Months after Sheldon’s funeral, my mom and I had a long talk on the phone. Naturally, she was still struggling with his death, trying to get over his sudden disappearance, but also, to come to grips with the nature of his life. He was single, never married, had no children, few friends, only us, his family. When he died at home, he died alone. “What I’m having so much trouble with is he’s gone,” Mom said, “and who’s missing him? He died and I don’t feel like anyone remembers he was even here—erased from this Earth. If I died, Dad would miss me. And you’d miss me. But who misses Sheldon? He’s gone, and who’s pining away?” My Aunt Debbie told her, “Well, we are,” but as Mom said to me, that wasn’t enough. “It’s eating me away. It know it sounds weird, but—” She trailed off, unable to finish her sentence, or maybe she was satisfied with it. With no end, it captured the unresolved nature of our grief.
I said, “It doesn’t seem weird, your feelings.”
“The world doesn’t feel different now that he’s gone,” she said. “You know? Like he didn’t leave his mark.”
I suggested that part of his legacy was his compassionate worldview, the way his sympathy for the underdog and marginalized people like himself always reminded us to be more compassionate. “And part of his legacy is this music,” I said. “Downtown,” “Cry Baby,” “Runaway” – these are timeless tunes, but if anything can add to an object’s longevity, it’s an emotional attachment as deep as your love for a family member. I have two boxes of records that will always remind me of Sheldon.

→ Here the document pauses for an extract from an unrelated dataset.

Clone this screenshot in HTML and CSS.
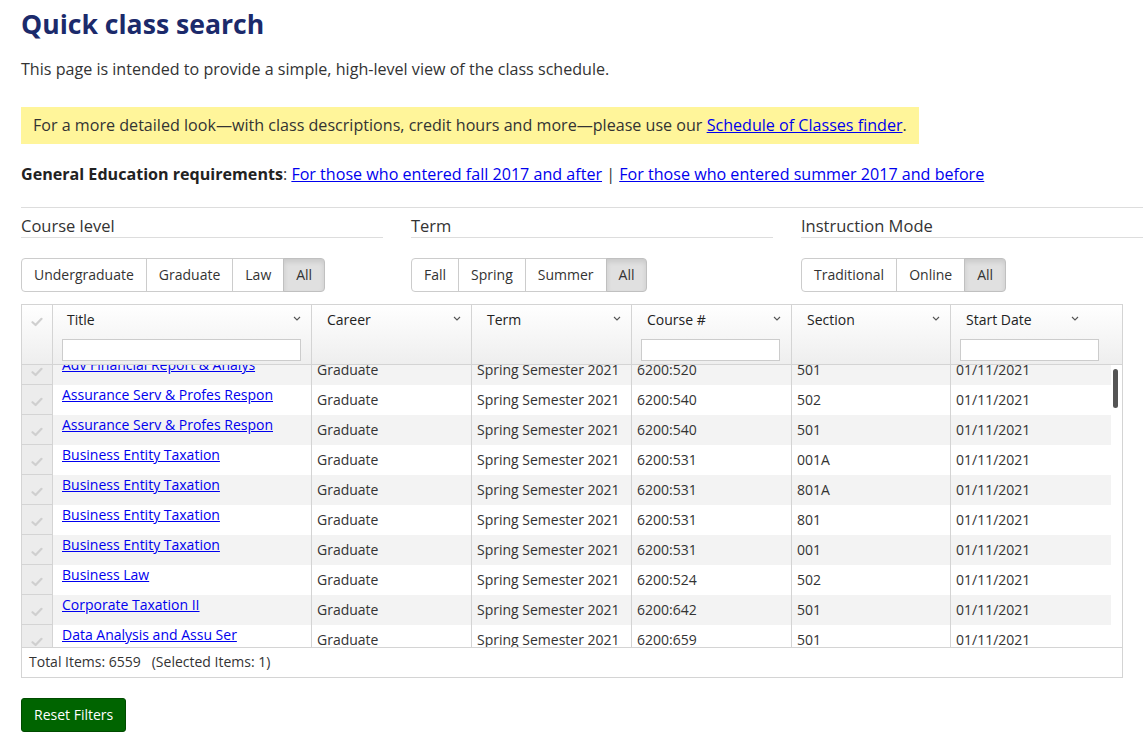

Recently, alone in my room, I played his legacy on my turntable, a device he hadn’t owned for over forty years. His name spun around at 45 revolutions per minute – Sheldon Shapiro, Sheldon Shapiro, Sheldon Shapiro – a child’s script handwritten in ink, a permanent reminder of my mother’s love, and a blur of Sheldon’s years rapidly spooling and unspooling, as confused and beautiful as our own.